— start Exercise materials —

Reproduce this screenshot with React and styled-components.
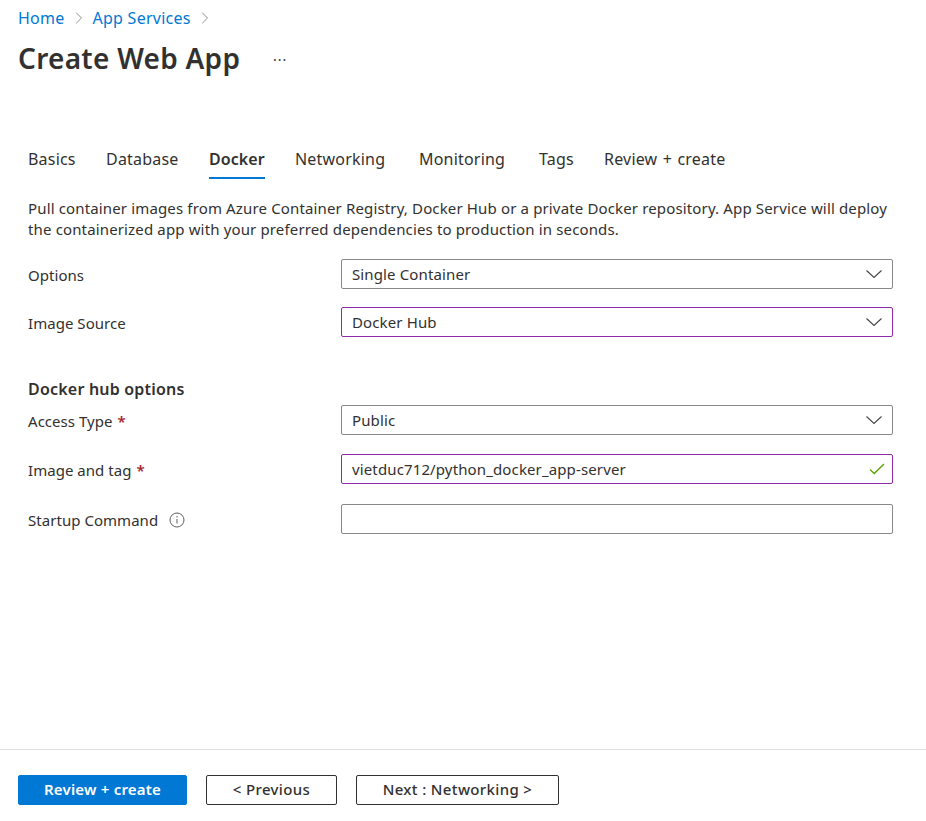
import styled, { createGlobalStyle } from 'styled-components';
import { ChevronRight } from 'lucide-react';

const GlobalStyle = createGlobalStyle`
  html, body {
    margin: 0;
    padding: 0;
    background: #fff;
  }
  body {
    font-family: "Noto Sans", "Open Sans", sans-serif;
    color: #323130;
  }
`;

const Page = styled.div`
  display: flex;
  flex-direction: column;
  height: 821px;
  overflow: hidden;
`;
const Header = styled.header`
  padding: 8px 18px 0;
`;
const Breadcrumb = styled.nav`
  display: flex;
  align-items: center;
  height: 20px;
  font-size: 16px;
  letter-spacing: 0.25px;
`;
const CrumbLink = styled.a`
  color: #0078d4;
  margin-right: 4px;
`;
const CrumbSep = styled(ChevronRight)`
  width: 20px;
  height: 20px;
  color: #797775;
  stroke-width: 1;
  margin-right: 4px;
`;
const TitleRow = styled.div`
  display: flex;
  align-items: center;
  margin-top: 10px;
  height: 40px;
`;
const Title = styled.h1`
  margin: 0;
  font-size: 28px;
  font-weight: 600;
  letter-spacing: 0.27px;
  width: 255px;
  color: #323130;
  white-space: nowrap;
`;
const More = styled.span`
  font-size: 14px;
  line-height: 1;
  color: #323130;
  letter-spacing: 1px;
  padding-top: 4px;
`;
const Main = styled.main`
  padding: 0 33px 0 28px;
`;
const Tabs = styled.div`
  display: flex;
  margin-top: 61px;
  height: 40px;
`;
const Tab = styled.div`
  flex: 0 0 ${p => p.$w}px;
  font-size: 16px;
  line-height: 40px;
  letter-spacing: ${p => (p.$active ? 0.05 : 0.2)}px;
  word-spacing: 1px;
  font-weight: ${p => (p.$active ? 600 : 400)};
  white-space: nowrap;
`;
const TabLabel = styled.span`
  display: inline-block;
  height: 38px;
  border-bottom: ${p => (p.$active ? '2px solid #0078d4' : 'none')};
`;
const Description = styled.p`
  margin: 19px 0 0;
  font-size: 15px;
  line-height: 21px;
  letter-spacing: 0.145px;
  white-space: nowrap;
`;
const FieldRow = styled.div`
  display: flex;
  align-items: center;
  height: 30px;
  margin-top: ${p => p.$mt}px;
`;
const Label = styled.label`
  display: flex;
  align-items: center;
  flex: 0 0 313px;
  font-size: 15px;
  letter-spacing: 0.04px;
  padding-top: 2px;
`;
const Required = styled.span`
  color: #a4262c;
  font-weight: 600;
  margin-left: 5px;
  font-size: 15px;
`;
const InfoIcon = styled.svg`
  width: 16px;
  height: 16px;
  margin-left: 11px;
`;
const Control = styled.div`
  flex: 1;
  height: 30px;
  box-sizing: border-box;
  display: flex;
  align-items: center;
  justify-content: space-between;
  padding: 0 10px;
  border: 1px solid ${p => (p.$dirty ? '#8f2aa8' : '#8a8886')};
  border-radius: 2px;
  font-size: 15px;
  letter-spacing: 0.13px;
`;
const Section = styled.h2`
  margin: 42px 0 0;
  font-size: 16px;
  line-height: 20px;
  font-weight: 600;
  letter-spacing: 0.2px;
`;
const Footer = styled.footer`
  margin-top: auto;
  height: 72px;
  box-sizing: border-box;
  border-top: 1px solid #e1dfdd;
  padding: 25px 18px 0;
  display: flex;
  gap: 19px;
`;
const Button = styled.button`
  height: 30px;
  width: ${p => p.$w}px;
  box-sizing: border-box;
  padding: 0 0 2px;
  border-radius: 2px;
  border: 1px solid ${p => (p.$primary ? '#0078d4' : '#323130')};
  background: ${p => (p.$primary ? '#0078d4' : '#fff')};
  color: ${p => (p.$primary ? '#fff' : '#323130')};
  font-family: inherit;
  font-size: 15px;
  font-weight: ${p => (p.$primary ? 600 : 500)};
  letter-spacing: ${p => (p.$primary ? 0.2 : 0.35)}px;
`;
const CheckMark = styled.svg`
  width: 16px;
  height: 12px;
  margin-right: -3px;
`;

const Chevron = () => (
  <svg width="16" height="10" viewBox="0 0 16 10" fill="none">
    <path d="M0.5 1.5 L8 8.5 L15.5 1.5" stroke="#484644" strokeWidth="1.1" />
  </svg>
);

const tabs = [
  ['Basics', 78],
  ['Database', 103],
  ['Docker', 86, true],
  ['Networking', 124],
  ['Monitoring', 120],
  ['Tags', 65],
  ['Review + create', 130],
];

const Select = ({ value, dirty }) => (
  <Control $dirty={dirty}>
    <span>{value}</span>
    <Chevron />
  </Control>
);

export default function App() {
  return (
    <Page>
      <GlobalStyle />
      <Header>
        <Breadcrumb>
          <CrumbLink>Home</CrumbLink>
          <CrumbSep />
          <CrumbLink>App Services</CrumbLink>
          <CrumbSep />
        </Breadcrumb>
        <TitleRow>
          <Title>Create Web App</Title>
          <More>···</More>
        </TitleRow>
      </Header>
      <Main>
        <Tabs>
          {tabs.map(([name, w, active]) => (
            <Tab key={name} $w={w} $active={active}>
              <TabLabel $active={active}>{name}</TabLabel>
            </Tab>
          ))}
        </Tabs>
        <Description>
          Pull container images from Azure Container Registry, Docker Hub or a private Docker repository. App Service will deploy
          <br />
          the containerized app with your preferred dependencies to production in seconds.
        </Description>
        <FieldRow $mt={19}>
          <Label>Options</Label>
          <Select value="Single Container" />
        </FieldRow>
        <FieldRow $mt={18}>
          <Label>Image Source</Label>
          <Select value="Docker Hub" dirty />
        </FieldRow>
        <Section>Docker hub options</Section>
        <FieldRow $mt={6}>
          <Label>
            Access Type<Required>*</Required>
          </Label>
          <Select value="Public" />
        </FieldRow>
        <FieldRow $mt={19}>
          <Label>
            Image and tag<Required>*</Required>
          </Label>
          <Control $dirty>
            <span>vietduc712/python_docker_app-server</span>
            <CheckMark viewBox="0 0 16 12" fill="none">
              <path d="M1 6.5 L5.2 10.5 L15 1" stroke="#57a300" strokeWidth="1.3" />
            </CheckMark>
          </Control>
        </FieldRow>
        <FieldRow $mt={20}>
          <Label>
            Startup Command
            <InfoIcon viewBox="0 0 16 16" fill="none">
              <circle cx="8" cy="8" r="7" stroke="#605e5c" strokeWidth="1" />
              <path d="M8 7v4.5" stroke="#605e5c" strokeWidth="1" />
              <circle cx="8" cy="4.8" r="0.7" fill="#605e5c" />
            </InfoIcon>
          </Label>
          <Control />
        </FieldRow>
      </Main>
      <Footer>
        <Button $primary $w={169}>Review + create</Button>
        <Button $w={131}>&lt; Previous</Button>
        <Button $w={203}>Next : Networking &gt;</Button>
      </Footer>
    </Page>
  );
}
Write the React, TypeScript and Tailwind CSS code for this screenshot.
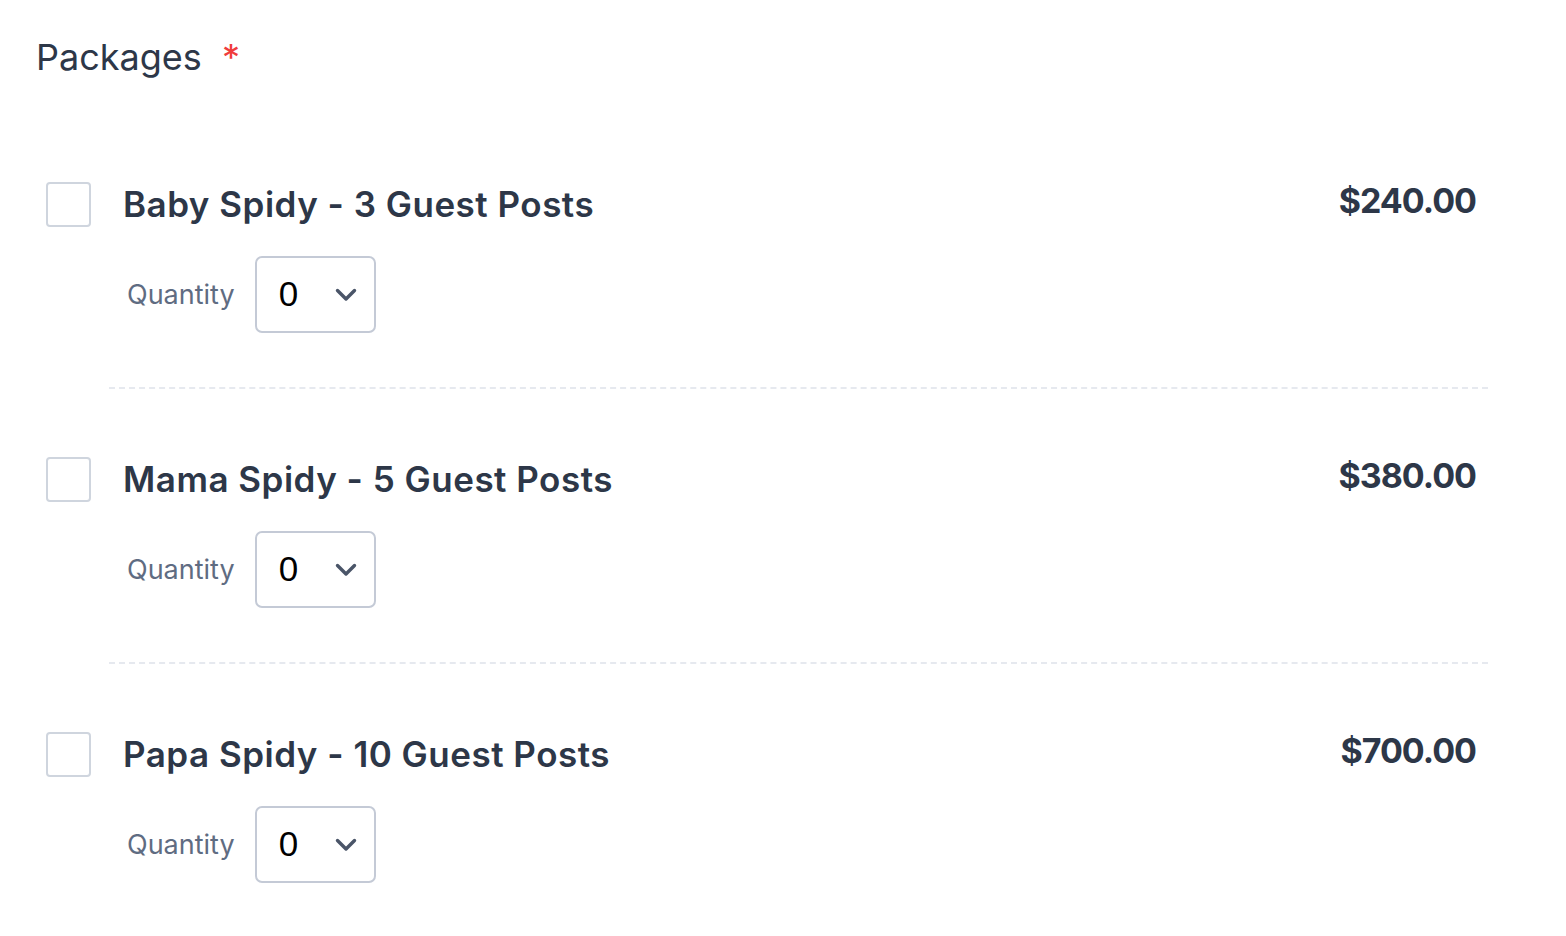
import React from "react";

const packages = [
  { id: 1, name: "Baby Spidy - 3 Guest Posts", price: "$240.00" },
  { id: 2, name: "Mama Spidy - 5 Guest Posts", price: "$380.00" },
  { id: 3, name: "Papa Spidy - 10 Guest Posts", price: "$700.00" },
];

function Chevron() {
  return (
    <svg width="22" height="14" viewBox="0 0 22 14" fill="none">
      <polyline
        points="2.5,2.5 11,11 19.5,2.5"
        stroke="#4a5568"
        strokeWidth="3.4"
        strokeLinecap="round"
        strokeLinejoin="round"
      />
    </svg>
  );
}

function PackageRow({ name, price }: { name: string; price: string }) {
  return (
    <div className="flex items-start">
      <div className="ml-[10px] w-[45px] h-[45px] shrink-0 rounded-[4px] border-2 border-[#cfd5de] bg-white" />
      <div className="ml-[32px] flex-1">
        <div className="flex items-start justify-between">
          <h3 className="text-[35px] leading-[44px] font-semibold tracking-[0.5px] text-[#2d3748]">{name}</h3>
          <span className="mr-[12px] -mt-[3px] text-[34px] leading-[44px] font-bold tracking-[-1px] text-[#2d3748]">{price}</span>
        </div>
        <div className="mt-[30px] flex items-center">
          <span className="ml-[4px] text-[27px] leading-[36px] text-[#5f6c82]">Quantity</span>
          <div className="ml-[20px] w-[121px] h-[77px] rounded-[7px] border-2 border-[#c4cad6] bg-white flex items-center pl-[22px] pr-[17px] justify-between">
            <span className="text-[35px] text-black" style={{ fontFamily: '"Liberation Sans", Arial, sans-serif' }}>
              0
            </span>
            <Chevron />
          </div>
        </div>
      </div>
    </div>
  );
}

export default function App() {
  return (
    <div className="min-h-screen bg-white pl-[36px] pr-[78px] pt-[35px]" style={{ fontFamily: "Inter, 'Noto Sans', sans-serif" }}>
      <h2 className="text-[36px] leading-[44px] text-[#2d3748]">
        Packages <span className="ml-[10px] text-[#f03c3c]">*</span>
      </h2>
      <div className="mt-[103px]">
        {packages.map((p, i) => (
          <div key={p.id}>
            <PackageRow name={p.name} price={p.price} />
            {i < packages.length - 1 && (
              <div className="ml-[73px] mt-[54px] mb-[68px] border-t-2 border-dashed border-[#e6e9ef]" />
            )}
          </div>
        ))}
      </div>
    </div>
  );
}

— end Exercise materials —

→ **Aim of the exercise**: How many of these lines contain "components"? Write only the number.

→ **Result of this task**: 2